Free to use for now.
Was it an intention to make the design similar to https://gumroad.com/? Or am I the only one seeing an uncanny resemblance?
We were looking for something that felt approachable and fun, magical but not mysterious. After trying a bunch of different things, this is where we landed.
Also, does anyone know what this new design trend is called? The bordered / minimal-but-not look?
> Today, we encrypt all sensitive data on your computer before it is sent to our servers, your data is encrypted in transit and at rest. Our employees do not have access to the private key to decrypt sensitive data.
I wonder how this works. I assume Plus works by storing the cookies present in the user's browser so that it can inject those cookies in a headless browser to take a Snapshot. In order to do that, it would need to decrypt the cookie (if it was encrypted in the first place, which the FAQ seems to suggest). For that, the headless process needs the encryption key.
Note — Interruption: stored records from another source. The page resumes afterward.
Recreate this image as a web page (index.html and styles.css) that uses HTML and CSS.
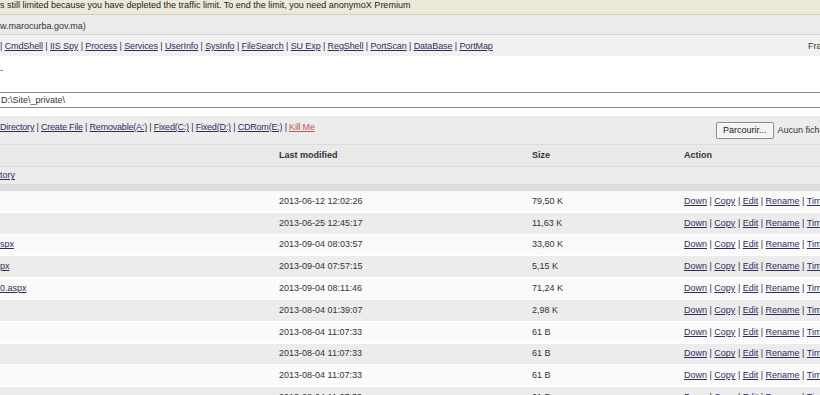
FILE: index.html
```html
<!DOCTYPE html>
<html lang="en">
<head>
    <meta charset="UTF-8">
    <title>File Manager</title>
    <link rel="stylesheet" href="styles.css">
</head>
<body>
    <div class="notice">s still limited because you have depleted the traffic limit. To end the limit, you need anonymoX Premium</div>
    <div class="host">w.marocurba.gov.ma)</div>

    <div class="nav">
        <div class="tight">| <a href="#">CmdShell</a> | <a href="#">IIS Spy</a> | <a href="#">Process</a> | <a href="#">Services</a> | <a href="#">UserInfo</a> | <a href="#">SysInfo</a> | <a href="#">FileSearch</a> | <a href="#">SU Exp</a> | <a href="#">RegShell</a> | <a href="#">PortScan</a> | <a href="#">DataBase</a> | <a href="#">PortMap</a></div>
        <div class="nowrap">Framework Ver : 2.0.50727</div>
    </div>

    <div class="blank">-</div>

    <div class="path">D:\Site\_private\</div>

    <div class="actions">
        <div class="tighter"><a href="#">Directory</a> | <a href="#">Create File</a> | <a href="#">Removable(A:)</a> | <a href="#">Fixed(C:)</a> | <a href="#">Fixed(D:)</a> | <a href="#">CDRom(E:)</a> | <a href="#" class="kill">Kill Me</a></div>
        <div class="upload"><button>Parcourir...</button><span>Aucun fichier sélectionné.</span></div>
    </div>

    <table class="files">
        <colgroup>
            <col class="c-name">
            <col class="c-date">
            <col class="c-size">
            <col class="c-act">
        </colgroup>
        <tr class="head">
            <td></td>
            <td>Last modified</td>
            <td>Size</td>
            <td>Action</td>
        </tr>
        <tr class="parent">
            <td colspan="4"><a href="#">tory</a></td>
        </tr>
        <tr class="sep"><td colspan="4"></td></tr>
        <tr class="odd">
            <td></td><td>2013-06-12 12:02:26</td><td>79,50 K</td>
            <td><a href="#">Down</a> | <a href="#">Copy</a> | <a href="#">Edit</a> | <a href="#">Rename</a> | <a href="#">Time</a></td>
        </tr>
        <tr class="even">
            <td></td><td>2013-06-25 12:45:17</td><td>11,63 K</td>
            <td><a href="#">Down</a> | <a href="#">Copy</a> | <a href="#">Edit</a> | <a href="#">Rename</a> | <a href="#">Time</a></td>
        </tr>
        <tr class="odd">
            <td><a href="#">spx</a></td><td>2013-09-04 08:03:57</td><td>33,80 K</td>
            <td><a href="#">Down</a> | <a href="#">Copy</a> | <a href="#">Edit</a> | <a href="#">Rename</a> | <a href="#">Time</a></td>
        </tr>
        <tr class="even">
            <td><a href="#">px</a></td><td>2013-09-04 07:57:15</td><td>5,15 K</td>
            <td><a href="#">Down</a> | <a href="#">Copy</a> | <a href="#">Edit</a> | <a href="#">Rename</a> | <a href="#">Time</a></td>
        </tr>
        <tr class="odd">
            <td><a href="#">0.aspx</a></td><td>2013-09-04 08:11:46</td><td>71,24 K</td>
            <td><a href="#">Down</a> | <a href="#">Copy</a> | <a href="#">Edit</a> | <a href="#">Rename</a> | <a href="#">Time</a></td>
        </tr>
        <tr class="even">
            <td></td><td>2013-08-04 01:39:07</td><td>2,98 K</td>
            <td><a href="#">Down</a> | <a href="#">Copy</a> | <a href="#">Edit</a> | <a href="#">Rename</a> | <a href="#">Time</a></td>
        </tr>
        <tr class="odd">
            <td></td><td>2013-08-04 11:07:33</td><td>61 B</td>
            <td><a href="#">Down</a> | <a href="#">Copy</a> | <a href="#">Edit</a> | <a href="#">Rename</a> | <a href="#">Time</a></td>
        </tr>
        <tr class="even">
            <td></td><td>2013-08-04 11:07:33</td><td>61 B</td>
            <td><a href="#">Down</a> | <a href="#">Copy</a> | <a href="#">Edit</a> | <a href="#">Rename</a> | <a href="#">Time</a></td>
        </tr>
        <tr class="odd">
            <td></td><td>2013-08-04 11:07:33</td><td>61 B</td>
            <td><a href="#">Down</a> | <a href="#">Copy</a> | <a href="#">Edit</a> | <a href="#">Rename</a> | <a href="#">Time</a></td>
        </tr>
        <tr class="even">
            <td></td><td>2013-08-04 11:07:33</td><td>61 B</td>
            <td><a href="#">Down</a> | <a href="#">Copy</a> | <a href="#">Edit</a> | <a href="#">Rename</a> | <a href="#">Time</a></td>
        </tr>
    </table>
</body>
</html>
```

FILE: styles.css
```css
html, body {
    overflow: hidden;
}
body {
    margin: 0;
    width: 900px;
    font-family: "Liberation Sans", Arial, sans-serif;
    font-size: 9px;
    line-height: 11px;
    color: #333;
    background: #fff;
}
a {
    color: #2e2e5c;
}
.nowrap {
    white-space: nowrap;
}
.tight {
    letter-spacing: -0.1px;
}
.tighter {
    letter-spacing: -0.2px;
}
.notice {
    height: 14px;
    background: #ece9d8;
    border-bottom: 1px solid #d3cfbd;
    color: #222;
}
.host {
    height: 13px;
    padding-top: 6px;
    background: #ebebeb;
    border-bottom: 1px solid #d8d8d8;
}
.nav {
    display: grid;
    grid-template-columns: 808px auto;
    height: 21px;
    padding-top: 6px;
    box-sizing: border-box;
    background: #f1f1f1;
}
.blank {
    height: 36px;
    padding-top: 9px;
    box-sizing: border-box;
}
.path {
    height: 16px;
    line-height: 14px;
    border-top: 1px solid #8a8a8a;
    border-bottom: 1px solid #8a8a8a;
    box-sizing: border-box;
    padding-left: 1px;
    margin-bottom: 8px;
}
.actions {
    display: grid;
    grid-template-columns: 716px auto;
    align-items: center;
    height: 28px;
    background: #ececec;
}
.actions > div:first-child {
    margin-top: -5px;
}
.kill {
    color: #c45555;
}
.upload {
    display: flex;
    align-items: center;
    white-space: nowrap;
}
.upload button {
    font: inherit;
    color: #222;
    height: 17px;
    padding: 0 6px;
    margin-top: 1px;
    background: #f4f4f4;
    border: 1px solid #888;
    border-radius: 2px;
    box-shadow: inset 0 0 0 1px #fff;
}
.upload span {
    margin-left: 4px;
}
.files {
    border-collapse: collapse;
    table-layout: fixed;
    width: 900px;
}
.c-name { width: 276px; }
.c-date { width: 253px; }
.c-size { width: 152px; }
.c-act { width: 219px; }
.files td {
    padding: 0 0 0 3px;
    white-space: nowrap;
    overflow: hidden;
}
.files td:first-child {
    padding-left: 0;
}
.head td {
    height: 21px;
    font-weight: bold;
    background: #e9e9e9;
    border-top: 1px solid #dcdcdc;
    border-bottom: 1px solid #dcdcdc;
}
.parent td {
    height: 17px;
    background: #ececec;
}
.sep td {
    height: 7px;
    background: #dddddd;
}
.odd td,
.even td {
    height: 20.8px;
    border-bottom: 1px solid #fff;
}
.odd td {
    background: #fafafa;
}
.even td {
    background: #ececec;
}
```
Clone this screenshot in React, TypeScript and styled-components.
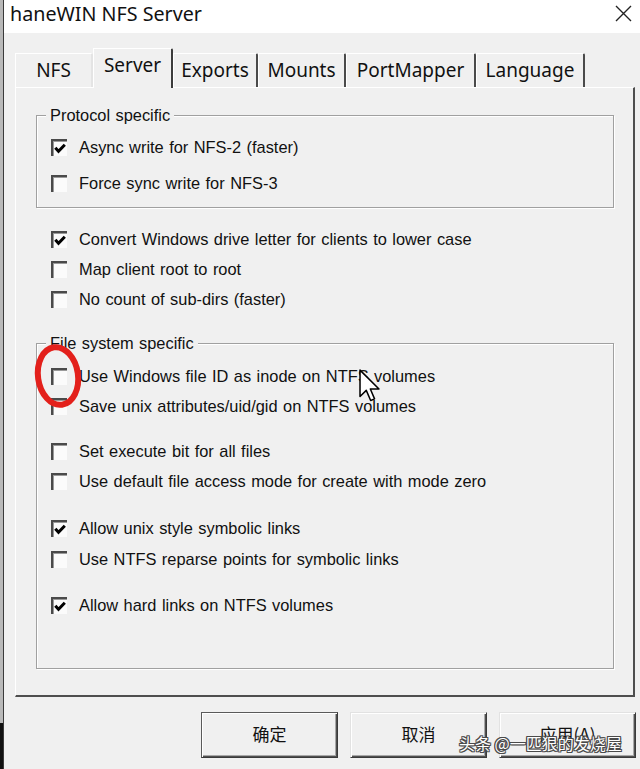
import React from 'react';
import styled, { createGlobalStyle } from 'styled-components';

const GlobalStyle = createGlobalStyle`
  html, body {
    margin: 0;
    padding: 0;
    background: #f0f0f0;
    overflow: hidden;
  }
`;

const Root = styled.div`
  position: relative;
  display: flex;
  width: 640px;
  height: 769px;
  overflow: hidden;
  background: #f0f0f0;
`;

const BehindEdge = styled.div`
  width: 3px;
  flex: none;
  background: linear-gradient(to bottom, #b9b9b9 0, #b9b9b9 94%, #111 94%, #111 100%);
  border-right: 1px solid #3a3a3a;
`;

const Dialog = styled.div`
  flex: 1;
  display: flex;
  flex-direction: column;
  min-width: 0;
`;

const TitleBar = styled.div`
  height: 33px;
  flex: none;
  display: flex;
  align-items: center;
  justify-content: space-between;
  padding: 0 8px 0 6px;
  background: #ffffff;
  box-sizing: border-box;
`;

const Title = styled.span`
  font-family: 'Noto Sans', sans-serif;
  font-size: 19.7px;
  color: #111;
  margin-top: -7px;
`;

const CloseButton = styled.span`
  display: flex;
  margin-top: -7px;
`;

const Body = styled.div`
  flex: 1;
  display: flex;
  flex-direction: column;
  padding: 14px 4px 0 11px;
`;

const TabStrip = styled.div`
  display: flex;
  align-items: flex-end;
  height: 40px;
  position: relative;
  z-index: 1;
`;

const Tab = styled.div<{ $active?: boolean; $w: number }>`
  box-sizing: border-box;
  width: ${({ $w }) => $w}px;
  height: ${({ $active }) => ($active ? 40 : 34)}px;
  margin-bottom: ${({ $active }) => ($active ? -1 : 0)}px;
  display: flex;
  align-items: center;
  justify-content: center;
  padding-bottom: ${({ $active }) => ($active ? 7 : 1)}px;
  font-family: 'Noto Sans', sans-serif;
  font-size: 19px;
  color: #111;
  background: #f0f0f0;
  border-top: 1px solid #ffffff;
  border-left: 1px solid #ffffff;
  border-right: 2px solid ${({ $active }) => ($active ? '#3c3c3c' : '#4a4a4a')};
  border-top-right-radius: 2px;
`;

const FirstTab = styled(Tab)`
  border-right-color: #e4e4e4;
`;

const Panel = styled.div`
  box-sizing: border-box;
  width: 620px;
  height: 610px;
  display: flex;
  flex-direction: column;
  padding: 0 19px 0 20px;
  border-top: 1px solid #ffffff;
  border-left: 1px solid #ffffff;
  border-right: 2px solid #4e4e4e;
  border-bottom: 2px solid #4e4e4e;
`;

const GroupBox = styled.div<{ $top: number; $padTop: number; $padBottom: number }>`
  position: relative;
  margin-top: ${({ $top }) => $top}px;
  padding: ${({ $padTop }) => $padTop}px 0 ${({ $padBottom }) => $padBottom}px 14px;
  border: 1px solid #a0a0a0;
  box-shadow: 1px 1px 0 #ffffff, inset 1px 1px 0 #ffffff;
`;

const Legend = styled.span`
  position: absolute;
  top: -11px;
  left: 9px;
  padding: 0 4px;
  background: #f0f0f0;
  font-family: 'Liberation Sans', Arial, sans-serif;
  font-size: 16.4px;
  line-height: 20px;
  word-spacing: 0.8px;
  color: #111;
`;

const Loose = styled.div<{ $top: number }>`
  margin-top: ${({ $top }) => $top}px;
  padding-left: 15px;
`;

const Row = styled.div<{ $gap?: number }>`
  display: flex;
  align-items: center;
  height: 30px;
  margin-top: ${({ $gap }) => $gap ?? 0}px;
  gap: 12px;
  font-family: 'Liberation Sans', Arial, sans-serif;
  font-size: 16.4px;
  word-spacing: 0.9px;
  color: #111;
  white-space: nowrap;
`;

const Box = styled.span`
  box-sizing: border-box;
  width: 16px;
  height: 17px;
  flex: none;
  display: flex;
  align-items: center;
  justify-content: center;
  background: #fbfbfb;
  border-top: 2px solid #4a4a4a;
  border-left: 2px solid #4a4a4a;
  box-shadow: inset 1px 1px 0 #9a9a9a;
`;

const ButtonRow = styled.div`
  display: flex;
  justify-content: flex-end;
  gap: 12px;
  margin-top: 15px;
`;

const Button = styled.div<{ $default?: boolean }>`
  box-sizing: border-box;
  width: 137px;
  height: 46px;
  display: flex;
  align-items: center;
  justify-content: center;
  padding-bottom: 3px;
  font-family: 'Noto Sans CJK SC', sans-serif;
  font-size: 17px;
  color: #111;
  background: #f0f0f0;
  border: 1px solid ${({ $default }) => ($default ? '#5a5a5a' : '#e2e2e2')};
  border-right-color: #3a3a3a;
  border-bottom-color: #3a3a3a;
  box-shadow: inset 1px 1px 0 #ffffff, inset -1px -1px 0 #505050, inset -2px -2px 0 #a8a8a8;
`;

const Watermark = styled.span`
  position: absolute;
  left: 459px;
  top: 731px;
  font-family: 'Noto Sans CJK SC', sans-serif;
  font-size: 16px;
  color: #ffffff;
  text-shadow: 1px 0 0 #4a4a4a, -1px 0 0 #4a4a4a, 0 1px 0 #4a4a4a, 0 -1px 0 #4a4a4a,
    1px 1px 0 #4a4a4a, -1px -1px 0 #4a4a4a, 1px -1px 0 #4a4a4a, -1px 1px 0 #4a4a4a;
`;

const Annotation = styled.svg`
  position: absolute;
  left: 31px;
  top: 341px;
  pointer-events: none;
`;

const Cursor = styled.svg`
  position: absolute;
  left: 359px;
  top: 369px;
  pointer-events: none;
`;

const Check = () => (
  <svg width="12" height="11" viewBox="0 0 12 11">
    <path d="M1.3 4.8 L4.5 8.3 L10.8 1.8" fill="none" stroke="#000" strokeWidth="3" />
  </svg>
);

const CheckRow = ({ label, checked, gap }: { label: string; checked?: boolean; gap?: number }) => (
  <Row $gap={gap}>
    <Box>{checked && <Check />}</Box>
    <span>{label}</span>
  </Row>
);

const tabs = [
  { label: 'NFS', w: 78 },
  { label: 'Server', w: 80, active: true },
  { label: 'Exports', w: 85 },
  { label: 'Mounts', w: 88 },
  { label: 'PortMapper', w: 130 },
  { label: 'Language', w: 109 },
];

export default function App() {
  return (
    <Root>
      <GlobalStyle />
      <BehindEdge />
      <Dialog>
        <TitleBar>
          <Title>haneWIN NFS Server</Title>
          <CloseButton>
            <svg width="17" height="17" viewBox="0 0 17 17">
              <path d="M1 1 L16 16 M16 1 L1 16" stroke="#222" strokeWidth="1.4" />
            </svg>
          </CloseButton>
        </TitleBar>
        <Body>
          <TabStrip>
            {tabs.map((t, i) =>
              i === 0 ? (
                <FirstTab key={t.label} $w={t.w}>{t.label}</FirstTab>
              ) : (
                <Tab key={t.label} $w={t.w} $active={t.active}>{t.label}</Tab>
              )
            )}
          </TabStrip>
          <Panel>
            <GroupBox $top={27} $padTop={16} $padBottom={9}>
              <Legend>Protocol specific</Legend>
              <CheckRow label="Async write for NFS-2 (faster)" checked />
              <CheckRow label="Force sync write for NFS-3" gap={6} />
            </GroupBox>
            <Loose $top={16}>
              <CheckRow label="Convert Windows drive letter for clients to lower case" checked />
              <CheckRow label="Map client root to root" />
              <CheckRow label="No count of sub-dirs (faster)" />
            </Loose>
            <GroupBox $top={29} $padTop={17} $padBottom={48}>
              <Legend>File system specific</Legend>
              <CheckRow label="Use Windows file ID as inode on NTFS volumes" />
              <CheckRow label="Save unix attributes/uid/gid on NTFS volumes" />
              <CheckRow label="Set execute bit for all files" gap={15} />
              <CheckRow label="Use default file access mode for create with mode zero" />
              <CheckRow label="Allow unix style symbolic links" checked gap={17} />
              <CheckRow label="Use NTFS reparse points for symbolic links" gap={1} />
              <CheckRow label="Allow hard links on NTFS volumes" checked gap={16} />
            </GroupBox>
          </Panel>
          <ButtonRow>
            <Button $default>确定</Button>
            <Button>取消</Button>
            <Button>应用(A)</Button>
          </ButtonRow>
        </Body>
      </Dialog>
      <Annotation width="56" height="70" viewBox="0 0 56 70">
        <ellipse cx="27" cy="35" rx="20" ry="29" fill="none" stroke="#e3201b" strokeWidth="6" transform="rotate(-8 27 35)" />
      </Annotation>
      <Cursor width="22" height="34" viewBox="0 0 13 20">
        <path d="M0.6 0.6 L0.6 16.2 L4.3 12.6 L6.9 18.6 L9.2 17.6 L6.7 11.8 L11.8 11.8 Z" fill="#fff" stroke="#000" strokeWidth="0.9" strokeLinejoin="round" />
      </Cursor>
      <Watermark>头条 @一匹狠的发烧屋</Watermark>
    </Root>
  );
}
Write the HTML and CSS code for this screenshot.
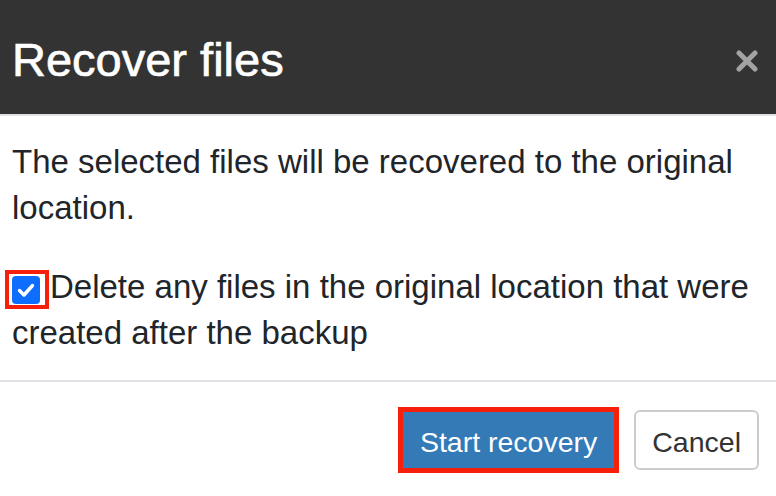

That would mean that employees can also access that encryption key.
What am I missing here?
I suspect there must be a handful of SREs who, who could access it if they really wanted to - though that access would still be logged in cloudtrail.
Personally, I think we could do a better job explaining our security model in our FAQ. I'll bring it up with the team.
So this is literally a lie?
Anyone do something similar?
Images are great but for doing anything more complex than just viewing charts scraping the data would be a huge plus
Or a probably another common potential use-case... I want to create an alert if a value is above/below a certain threshold.
Apart from the security issues mentioned by others (related to storing user auth/session data), what happens if there's an update to the website/application where the screenshot is being taken from? Or if they add an announcement banner at the top, all content will be displaced.
Truth be told, I have no clue how the live-updating feature works when I share an Easel but it does capture the page as I see it
Edit: It does change on my local "Easel" almost instantly with my reply, but we'll see if that screenshot updates for others. A little experiment, I guess.
However with each version, Apple is killing the original, today's widget this app needs.